When it comes to saving lives, every minute counts. In particular, the very first ones, which lifeguards and rescuers call the “golden minutes”. Fabien Farge along with David and Anthony Gavend, the three co-founders of the Helper Drone, understand this well! Originally from Landes, they know better than anyone that the sea currents can be formidable if we do not act quickly. They therefore designed a drone to assist rescue professionals at sea. And not just any drone! Designed specifically to withstand extreme weather conditions, high winds and swells, this perfectly identified flying object identifies people at risk and lays a self-inflating buoy nearby. It then sends navigation information to the rescuers to help find victims quickly. A high-quality camera also allows remote control of the condition of the people to rescue.
The EDF Pulse Awards give us recognition and exposure, which makes it one of the greatest contests of the last few years.
Tested for two summers on the beaches of Landes, the Helper Drone has already proved itself by helping save 6 lives. And this is only the beginning: the Grand Jury of the 2018 EDF Pulse Awards has decided to award this extremely useful and fully mastered solution, in the “Smart Health & Self” category. It’s a safe bet that this new ally of rescuers will soon meet its next challenge: delivering medical equipment everywhere at sea (oil platforms, for the merchant navy or cruises, etc.), but also on the mainland (in the event of road accidents, fires, hazards on an industrial site, etc.). So, the Helper Drone could become the first link in the rescue chain!
lives already saved over the past 2 summers
This Landes-based team combines its collective expertise in emergency medicine, software architecture, IoT and electronics to achieve a common goal: to treat victims more quickly using new technologies.
4 questions to Helper Drone
Where did you get the idea for this startup?
The idea comes from Fabien, co-founder of Helper Drone, who has worked as an emergency doctor on the Landes beaches for 15 years. It was while playing on the beach with a drone that he had recently been given as a present (at the time, he wasn’t aware that it was prohibited) that he had the idea of flying over the waves rather than crossing them to gain precious minutes.
Any recent good news?
Last summer, in 2017, in the context of supervision of bathers on the beaches of Biscarrosse and Lacanau, a scientific study was on the Helper Drone by La Timone Hospital and the SAMU 40, with the aim of demonstrating the benefits in terms of speed of intervention as compared to existing rescue resources. The results of the study are very positive, and we found out a few days ago that it is going to be published in one of the top three scientific journals specialising in emergency medicine. For us, this proves the credibility of our drone and it gives us a lot of exposure.

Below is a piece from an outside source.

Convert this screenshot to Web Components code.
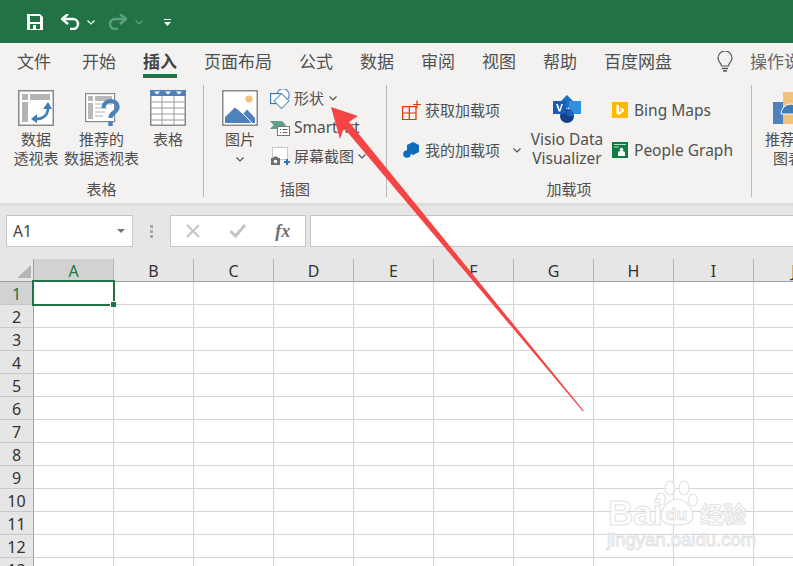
<!DOCTYPE html>
<html lang="zh">
<head>
<meta charset="utf-8">
<title>Excel</title>
<style>
  html, body { margin: 0; padding: 0; background: #fff; }
  body { font-family: "Noto Sans", "Noto Sans CJK SC", sans-serif; color: #444; }
  excel-app { width: 793px; height: 566px; }
  .lat { font-size: 15.5px; }
</style>
</head>
<body>
<excel-app>
  <excel-titlebar></excel-titlebar>
  <excel-tabs></excel-tabs>
  <excel-ribbon>
    <ribbon-group label="表格" style="width:204px">
      <big-button style="width:46px;margin-left:13px">
        <svg slot="icon" width="36" height="36" viewBox="0 0 36 36">
          <rect x=".75" y=".75" width="34.5" height="34.5" fill="#fff" stroke="#8a8a8a" stroke-width="1.5"/>
          <path d="M4 4h6v6H4zM12 4h20v6H12zM4 12h6v20H4z" fill="#b4b4b4"/>
          <path d="M15 29c9 1 15-3 15-11" fill="none" stroke="#3f7cb8" stroke-width="2.6"/>
          <path d="M13 29l6-5v9zM30 12l-5 7h9z" fill="#3f7cb8"/>
        </svg>
        数据<br>透视表
      </big-button>
      <big-button style="width:75px;margin-left:5px">
        <svg slot="icon" width="36" height="36" viewBox="0 0 36 36">
          <rect x="1.6" y="3.6" width="29" height="28" fill="#fff" stroke="#8a8a8a" stroke-width="1.2"/>
          <path d="M4 6h5v5H4zM11 6h17v5H11zM4 13h5v16H4z" fill="#b8b8b8"/>
          <path d="M11 14h17M11 18h12M11 22h10M11 26h8" stroke="#d8d8d8" stroke-width="2"/>
          <path d="M19.5 18c0-9 14-9 14-1 0 6-7 5-7 11" fill="none" stroke="#4a82bd" stroke-width="4.2"/>
          <rect x="24.3" y="31" width="4.4" height="5" fill="#4a82bd"/>
        </svg>
        推荐的<br>数据透视表
      </big-button>
      <big-button style="width:36px;margin-left:11px">
        <svg slot="icon" width="36" height="36" viewBox="0 0 36 36">
          <rect x=".75" y=".75" width="34.5" height="34.5" fill="#fff" stroke="#8a8a8a" stroke-width="1.5"/>
          <rect width="36" height="6" fill="#4f81bd"/>
          <path d="M4 1.5h6l-3 3zM15 1.5h6l-3 3zM26 1.5h6l-3 3z" fill="#fff"/>
          <path d="M12 6v29M24 6v29M1 12h34M1 18h34M1 24h34M1 30h34" stroke="#9a9a9a" stroke-width="1"/>
        </svg>
        表格
      </big-button>
    </ribbon-group>

    <ribbon-group label="插图" style="width:183px">
      <big-button style="width:36px;margin-left:18px">
        <svg slot="icon" width="36" height="36" viewBox="0 0 36 36">
          <rect x=".75" y=".75" width="34.5" height="34.5" fill="#fff" stroke="#8a8a8a" stroke-width="1.5"/>
          <circle cx="27" cy="9" r="3.6" fill="#f0c27b"/>
          <path d="M3 33V27L13 17.5 21 24 25 19.5 33 28V33z" fill="#4f81bd"/>
          <path d="M18 20.5L30 33" stroke="#fff" stroke-width="1"/>
        </svg>
        图片<down-chevron style="margin-top:8px"></down-chevron>
      </big-button>
      <small-column style="margin-left:12px;padding-top:4px;--row:29px">
        <small-button>
          <svg slot="icon" width="20" height="20" viewBox="0 0 20 20">
            <circle cx="13" cy="6" r="6.2" fill="#fff" stroke="#4a82bd" stroke-width="1.1"/>
            <rect x=".6" y="4.6" width="10" height="10" fill="#fff" stroke="#2f6fae" stroke-width="1.1"/>
            <path d="M11.5 4.5L19 12l-7.5 7.5L4 12z" fill="#fff" stroke="#6a9ccc" stroke-width="1.1"/>
          </svg>
          形状<down-chevron style="margin-left:5px"></down-chevron>
        </small-button>
        <small-button>
          <svg slot="icon" width="20" height="20" viewBox="0 0 20 20">
            <path d="M0 3h12l4 4-4 4H0l3.5-4z" fill="#5f9e8a"/>
            <rect x="7.5" y="8.5" width="12" height="9" fill="#fff" stroke="#777"/>
            <path d="M10 11.5h1M12.5 11.5h5M10 14.5h1M12.5 14.5h5" stroke="#666"/>
          </svg>
          <span class="lat">SmartArt</span>
        </small-button>
        <small-button>
          <svg slot="icon" width="20" height="20" viewBox="0 0 20 20">
            <rect x="2.5" y=".5" width="15" height="12" fill="#fff" stroke="#999" stroke-dasharray="1 1"/>
            <path d="M1 11h2l1-1.5h3l1 1.5h2v7H1z" fill="#6e6e6e"/>
            <circle cx="5.5" cy="14.5" r="1.8" fill="#fff"/>
            <path d="M14 15h6M17 12v6" stroke="#2f74b5" stroke-width="2"/>
          </svg>
          屏幕截图<down-chevron style="margin-left:4px"></down-chevron>
        </small-button>
      </small-column>
    </ribbon-group>

    <ribbon-group label="加载项" style="width:365px">
      <small-column style="margin-left:15px;padding-top:10px;--row:40px;width:100px">
        <small-button gap="3">
          <svg slot="icon" width="20" height="20" viewBox="0 0 20 20">
            <path d="M.6 6.6H14v13H.6zM.6 13h13.4M7.3 6.6v13" fill="none" stroke="#d83b01" stroke-width="1.2"/>
            <path d="M11 4.5h8M15 .5v8" stroke="#d83b01" stroke-width="1.2"/>
          </svg>
          获取加载项
        </small-button>
        <small-button gap="3">
          <svg slot="icon" width="20" height="20" viewBox="0 0 20 20">
            <path d="M11 2l6 3v7l-6 3-6-3V5z" fill="#0f6cbd"/>
            <circle cx="5" cy="14" r="3.8" fill="#0f6cbd"/>
          </svg>
          我的加载项
        </small-button>
      </small-column>
      <down-chevron style="margin:68px 0 0 11px;align-self:flex-start"></down-chevron>
      <big-button style="width:78px;margin-left:7px">
        <svg slot="icon" width="32" height="36" viewBox="0 0 32 36">
          <path d="M16 5l7 7-7 7-7-7z" fill="#1b6ec2"/>
          <rect x="18" y="11" width="12" height="13" fill="#2f8fe0"/>
          <circle cx="16" cy="26" r="7" fill="#123f87"/>
          <path d="M16 19a7 7 0 0 1 7 7h-7z" fill="#1f5fb8"/>
          <rect x="2" y="11" width="13" height="13" fill="#185abd"/>
          <path d="M5 14h1.9l1.7 5.5L10.3 14H12l-2.600 7.500H7.600z" fill="#fff"/>
        </svg>
        <span class="lat">Visio Data<br>Visualizer</span>
      </big-button>
      <small-column style="margin-left:6px;padding-top:10px;--row:40px">
        <small-button gap="6">
          <svg slot="icon" width="16" height="20" viewBox="0 0 16 20">
            <rect y="2" width="16" height="16" fill="#ffb900"/>
            <path d="M4.5 4.5l2.500 1v6.500l3-1.800-1.500-.7-.8-2 4.300 1.500v2.200L7 15l-2.500-1.400z" fill="#fff"/>
          </svg>
          <span class="lat">Bing Maps</span>
        </small-button>
        <small-button gap="6">
          <svg slot="icon" width="16" height="20" viewBox="0 0 16 20">
            <rect y="2" width="16" height="16" fill="#107c41"/>
            <path d="M2 4.5h12M2 7h5" stroke="#b9dcc8" stroke-width="1.2"/>
            <circle cx="9.5" cy="9.5" r="1.8" fill="#fff"/>
            <path d="M6 16v-4l2-1h3l2 1v4z" fill="#fff"/>
          </svg>
          <span class="lat">People Graph</span>
        </small-button>
      </small-column>
    </ribbon-group>

    <ribbon-group label="" style="width:60px">
      <big-button style="width:60px;margin-left:13px;align-items:flex-start">
        <svg slot="icon" width="36" height="36" viewBox="0 0 36 36" style="margin-left:1px">
          <rect x="7" y="12" width="10" height="22" fill="#4f81bd"/>
          <rect x="17" y="2" width="10" height="32" fill="#f0c27b"/>
          <path d="M15 24a10 10 0 0 1 20 0z" fill="#3f7cb8" stroke="#fff" stroke-width="1"/>
        </svg>
        <span style="display:block;white-space:nowrap;text-align:left">推荐的<br><span style="margin-left:8px">图表</span></span>
      </big-button>
    </ribbon-group>
  </excel-ribbon>
  <excel-formula-bar></excel-formula-bar>
  <excel-sheet></excel-sheet>
  <excel-watermark></excel-watermark>
  <excel-arrow></excel-arrow>
</excel-app>

<script>
class ExcelApp extends HTMLElement {
  constructor() {
    super();
    this.attachShadow({ mode: "open" });
  }

  connectedCallback() {
    this.shadowRoot.innerHTML = `
    <style>
      :host {
        display: flex;
        flex-direction: column;
        position: relative;
        overflow: hidden;
      }
    </style>
    <slot></slot>
    `;
  }
}

class ExcelTitlebar extends HTMLElement {
  constructor() {
    super();
    this.attachShadow({ mode: "open" });
  }

  connectedCallback() {
    this.shadowRoot.innerHTML = `
    <style>
      :host {
        display: flex;
        align-items: center;
        height: 43px;
        flex: none;
        background: #217346;
        padding-left: 27px;
        padding-top: 1px;
        box-sizing: border-box;
      }
      svg { display: block; flex: none; }
    </style>
    <svg width="16" height="16" viewBox="0 0 16 16">
      <path d="M0 0h13l3 3v13H0z" fill="#fff"/>
      <rect x="3" y="2" width="10" height="6" fill="#217346"/>
      <rect x="3" y="10" width="10" height="5" fill="#217346"/>
      <rect x="6" y="11" width="3" height="4" fill="#fff"/>
    </svg>
    <svg width="19" height="16" viewBox="0 0 19 16" style="margin-left:18px">
      <path d="M2 5h10a5 5 0 0 1 0 10H9" fill="none" stroke="#fff" stroke-width="2.4"/>
      <path d="M7 0L1 5l6 5" fill="none" stroke="#fff" stroke-width="2.4"/>
    </svg>
    <svg width="8" height="5" viewBox="0 0 8 5" style="margin-left:7px">
      <path d="M.5.5L4 4 7.5.5" fill="none" stroke="#fff" stroke-width="1.2"/>
    </svg>
    <svg width="19" height="16" viewBox="0 0 19 16" style="margin-left:13px">
      <path d="M17 5H7a5 5 0 0 0 0 10h3" fill="none" stroke="#5f9f7f" stroke-width="2.4"/>
      <path d="M12 0l6 5-6 5" fill="none" stroke="#5f9f7f" stroke-width="2.4"/>
    </svg>
    <svg width="8" height="5" viewBox="0 0 8 5" style="margin-left:8px">
      <path d="M.5.5L4 4 7.5.5" fill="none" stroke="#5f9f7f" stroke-width="1.2"/>
    </svg>
    <svg width="7" height="7" viewBox="0 0 7 7" style="margin-left:21px">
      <path d="M0 .5h7" stroke="#fff"/>
      <path d="M0 3h7L3.5 7z" fill="#fff"/>
    </svg>
    `;
  }
}

class ExcelTabs extends HTMLElement {
  constructor() {
    super();
    this.attachShadow({ mode: "open" });
  }

  connectedCallback() {
    const tabs = ["文件", "开始", "插入", "页面布局", "公式", "数据", "审阅", "视图", "帮助", "百度网盘"];
    this.shadowRoot.innerHTML = `
    <style>
      :host {
        display: flex;
        height: 37px;
        flex: none;
        box-sizing: border-box;
        padding-left: 17px;
        gap: 27px;
        background: #f3f2f1;
        font: 17px/37px "Noto Sans CJK SC", sans-serif;
        color: #505050;
        white-space: nowrap;
        overflow: hidden;
      }
      span { flex: none; height: 36px; margin-top: -1px; }
      span:first-of-type { margin-right: 4px; }
      .on { font-weight: 700; color: #444; border-bottom: 4px solid #217346; height: 32px; line-height: 37px; }
      svg { flex: none; margin: 8px 0 0 17px; }
      .search { color: #666; margin-left: -11px; }
    </style>
    ${tabs.map(t => `<span class="${t === "插入" ? "on" : ""}">${t}</span>`).join("")}
    <svg width="18" height="22" viewBox="0 0 18 22">
      <path d="M5.5 15c0-3-3.500-4-3.500-8a7 7 0 0 1 14 0c0 4-3.500 5-3.500 8z" fill="none" stroke="#555" stroke-width="1.2"/>
      <path d="M6 17.500h6M7 20h4" stroke="#555" stroke-width="1.3"/>
    </svg>
    <span class="search">操作说明搜索</span>
    `;
  }
}

class ExcelRibbon extends HTMLElement {
  constructor() {
    super();
    this.attachShadow({ mode: "open" });
  }

  connectedCallback() {
    this.shadowRoot.innerHTML = `
    <style>
      :host {
        display: flex;
        flex: none;
        height: 123px;
        background: #f3f2f1;
        overflow: hidden;
        font: 15px/19px "Noto Sans", "Noto Sans CJK SC", sans-serif;
        color: #505050;
        position: relative;
        z-index: 1;
      }
    </style>
    <slot></slot>
    `;
  }
}

class RibbonGroup extends HTMLElement {
  constructor() {
    super();
    this.attachShadow({ mode: "open" });
  }

  connectedCallback() {
    this.shadowRoot.innerHTML = `
    <style>
      :host {
        display: flex;
        flex: none;
        box-sizing: border-box;
        height: 123px;
      }
      .body { flex: 1; min-width: 0; display: flex; flex-direction: column; }
      .items { flex: 1; display: flex; align-items: flex-start; }
      .label { height: 24px; line-height: 20px; text-align: center; }
      .sep { flex: none; width: 1px; height: 112px; margin-top: 5px; background: #b9b9b9; }
    </style>
    <div class="body">
      <div class="items"><slot></slot></div>
      <div class="label"></div>
    </div>
    <div class="sep"></div>
    `;
    this.shadowRoot.querySelector(".label").textContent = this.getAttribute("label");
  }
}

class BigButton extends HTMLElement {
  constructor() {
    super();
    this.attachShadow({ mode: "open" });
  }

  connectedCallback() {
    this.shadowRoot.innerHTML = `
    <style>
      :host {
        display: flex;
        flex-direction: column;
        align-items: center;
        flex: none;
        padding-top: 10px;
        text-align: center;
        white-space: nowrap;
      }
      .icon { height: 36px; margin-bottom: 4px; }
      ::slotted(svg) { display: block; }
    </style>
    <div class="icon"><slot name="icon"></slot></div>
    <div><slot></slot></div>
    `;
  }
}

class SmallColumn extends HTMLElement {
  constructor() {
    super();
    this.attachShadow({ mode: "open" });
  }

  connectedCallback() {
    this.shadowRoot.innerHTML = `
    <style>
      :host { display: flex; flex-direction: column; flex: none; box-sizing: content-box; }
    </style>
    <slot></slot>
    `;
  }
}

class SmallButton extends HTMLElement {
  constructor() {
    super();
    this.attachShadow({ mode: "open" });
  }

  connectedCallback() {
    const gap = this.getAttribute("gap") || 4;
    this.shadowRoot.innerHTML = `
    <style>
      :host {
        display: flex;
        align-items: center;
        gap: ${gap}px;
        height: var(--row);
        white-space: nowrap;
      }
      ::slotted(svg) { display: block; flex: none; }
      .t { display: flex; align-items: center; }
    </style>
    <slot name="icon"></slot>
    <span class="t"><slot></slot></span>
    `;
  }
}

class DownChevron extends HTMLElement {
  constructor() {
    super();
    this.attachShadow({ mode: "open" });
  }

  connectedCallback() {
    this.shadowRoot.innerHTML = `
    <style>
      :host { display: block; width: 8px; height: 5px; flex: none; margin-left: auto; margin-right: auto; }
      svg { display: block; }
    </style>
    <svg width="8" height="5" viewBox="0 0 8 5">
      <path d="M.5.5L4 4 7.5.5" fill="none" stroke="#555" stroke-width="1.2"/>
    </svg>
    `;
  }
}

class ExcelFormulaBar extends HTMLElement {
  constructor() {
    super();
    this.attachShadow({ mode: "open" });
  }

  connectedCallback() {
    this.shadowRoot.innerHTML = `
    <style>
      :host {
        display: flex;
        flex: none;
        box-sizing: border-box;
        height: 56px;
        padding: 12px 0 12px 6px;
        background: linear-gradient(#d9d8d6 0, #e6e6e6 4px);
        font-family: "Noto Sans", sans-serif;
        color: #444;
      }
      .box { box-sizing: border-box; height: 32px; background: #fff; border: 1px solid #c6c6c6; flex: none; }
      .name { width: 127px; display: flex; align-items: center; justify-content: space-between; padding: 0 7px 0 6px; font-size: 15.5px; }
      .tri { width: 0; height: 0; border: 4px solid transparent; border-top: 4px solid #777; margin-top: 4px; }
      .dots { width: 37px; display: flex; flex-direction: column; align-items: center; justify-content: center; gap: 2px; flex: none; }
      .dots i { width: 3px; height: 3px; background: #aaa; }
      .fx { width: 136px; display: flex; align-items: center; }
      .fx > * { flex: 1; display: flex; justify-content: center; align-items: center; }
      .fx svg { display: block; }
      em { font: italic 700 18px "Liberation Serif", serif; color: #6e6e6e; }
      .input { margin-left: 4px; width: 500px; }
    </style>
    <div class="box name">A1<span class="tri"></span></div>
    <div class="dots"><i></i><i></i><i></i></div>
    <div class="box fx">
      <span><svg width="16" height="16" viewBox="0 0 16 16"><path d="M2 2l12 12M14 2L2 14" stroke="#c4c4c4" stroke-width="2"/></svg></span>
      <span><svg width="18" height="16" viewBox="0 0 18 16"><path d="M1.5 8l5 5L16 2" fill="none" stroke="#c4c4c4" stroke-width="3"/></svg></span>
      <span><em>fx</em></span>
    </div>
    <div class="box input"></div>
    `;
  }
}

class ExcelSheet extends HTMLElement {
  constructor() {
    super();
    this.attachShadow({ mode: "open" });
  }

  connectedCallback() {
    const cols = "ABCDEFGHIJ".split("");
    let cells = `<div class="corner"><svg width="16" height="13" viewBox="0 0 16 13"><path d="M15 0v13H1z" fill="#b5b5b5"/></svg></div>`;
    cols.forEach((c, i) => {
      cells += `<div class="ch ${i === 0 ? "sel" : ""}">${c}</div>`;
    });
    for (let r = 1; r <= 13; r++) {
      cells += `<div class="rh ${r === 1 ? "sel" : ""}">${r}</div>`;
      cols.forEach((c, i) => {
        const cur = r === 1 && i === 0;
        cells += `<div class="c">${cur ? '<div class="cursor"><i></i></div>' : ""}</div>`;
      });
    }
    this.shadowRoot.innerHTML = `
    <style>
      :host {
        display: grid;
        grid-template-columns: 34px repeat(10, 80px);
        grid-template-rows: 23px;
        grid-auto-rows: 23px;
        flex: none;
        background: #fff;
        font: 16px "Noto Sans", sans-serif;
        color: #333;
      }
      .corner { background: #e6e6e6; border-right: 1px solid #9f9f9f; border-bottom: 1px solid #9f9f9f; box-sizing: border-box; padding: 6px 0 0 16px; }
      .corner svg { display: block; }
      .ch, .rh { box-sizing: border-box; background: #e6e6e6; display: flex; align-items: center; justify-content: center; padding-top: 2px; }
      .ch { border-right: 1px solid #b6b6b6; border-bottom: 1px solid #9f9f9f; }
      .rh { border-right: 1px solid #9f9f9f; border-bottom: 1px solid #c8c8c8; }
      .sel { background: #d2d2d2; color: #217346; }
      .c { box-sizing: border-box; border-right: 1px solid #d4d4d4; border-bottom: 1px solid #d4d4d4; position: relative; }
      .cursor { position: absolute; left: -2px; top: -2px; width: 83px; height: 26px; box-sizing: border-box; border: 2px solid #217346; z-index: 1; }
      .cursor i { position: absolute; right: -3px; bottom: -3px; width: 5px; height: 5px; background: #217346; border: 1px solid #fff; border-width: 1px 0 0 1px; }
    </style>
    ${cells}
    `;
  }
}

class ExcelWatermark extends HTMLElement {
  constructor() {
    super();
    this.attachShadow({ mode: "open" });
  }

  connectedCallback() {
    this.shadowRoot.innerHTML = `
    <style>
      :host {
        position: absolute;
        left: 600px;
        top: 478px;
        width: 160px;
        height: 72px;
        z-index: 2;
        font-family: "Liberation Sans", "Noto Sans CJK SC", sans-serif;
        color: rgba(255, 255, 255, .85);
        -webkit-text-stroke: 1px #e2e2e2;
      }
      span { position: absolute; white-space: nowrap; }
      svg { position: absolute; left: 0; top: 0; }
    </style>
    <svg width="160" height="52" viewBox="0 0 160 52" fill="rgba(255,255,255,.8)" stroke="#e0e0e0" stroke-width="1.2">
      <ellipse cx="70" cy="10" rx="5" ry="7"/>
      <ellipse cx="84" cy="10" rx="5" ry="7"/>
      <ellipse cx="61" cy="21" rx="4.5" ry="6"/>
      <ellipse cx="93" cy="22" rx="4.5" ry="6"/>
      <path d="M77 21c7 0 16 8 16 17 0 6-6 9-16 9s-16-3-16-9c0-9 9-17 16-17z"/>
    </svg>
    <span style="left:8px;top:15px;font:700 35px 'Liberation Sans',sans-serif">Bai</span>
    <span style="left:66px;top:27px;font:700 17px 'Liberation Sans',sans-serif">du</span>
    <span style="left:100px;top:20px;font:700 23px 'Noto Sans CJK SC',sans-serif;line-height:30px">经验</span>
    <span style="left:7px;top:51px;font:400 18.5px 'Liberation Sans',sans-serif">jingyan.baidu.com</span>
    `;
  }
}

class ExcelArrow extends HTMLElement {
  constructor() {
    super();
    this.attachShadow({ mode: "open" });
  }

  connectedCallback() {
    this.shadowRoot.innerHTML = `
    <style>
      :host { position: absolute; inset: 0; z-index: 3; pointer-events: none; }
      svg { display: block; }
    </style>
    <svg width="793" height="566" viewBox="0 0 793 566">
      <path d="M331 107L358 116 349 122 584 411 582.500 411 344 128 340 139z" fill="#f54444"/>
    </svg>
    `;
  }
}

customElements.define("excel-app", ExcelApp);
customElements.define("excel-titlebar", ExcelTitlebar);
customElements.define("excel-tabs", ExcelTabs);
customElements.define("excel-ribbon", ExcelRibbon);
customElements.define("ribbon-group", RibbonGroup);
customElements.define("big-button", BigButton);
customElements.define("small-column", SmallColumn);
customElements.define("small-button", SmallButton);
customElements.define("down-chevron", DownChevron);
customElements.define("excel-formula-bar", ExcelFormulaBar);
customElements.define("excel-sheet", ExcelSheet);
customElements.define("excel-watermark", ExcelWatermark);
customElements.define("excel-arrow", ExcelArrow);
</script>
</body>
</html>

What is the most unexpected thing that your startup has made you do?
As Total was very interested in our solution for its offshore installations, we were the first company in the world to be authorised to fly a drone on an oil rig. Beyond the totally (no pun intended) incredible environment, it was a huge technical challenge and a week full of training that enabled us to better understand and adapt to the maritime market.
In what way does your project revolutionise your category?
Our strength is our team. Half of its members engineers and the other half doctors, this team has enabled us to offer an innovative technological solution to serve humankind and which is perfectly integrated into the rescue chain. In the space of two years, this led us to the file 5 patents, and, while there had been no technical development for 10 years in the field of inshore rescue, the rescue of 6 lives in the municipality of Biscarrosse alone.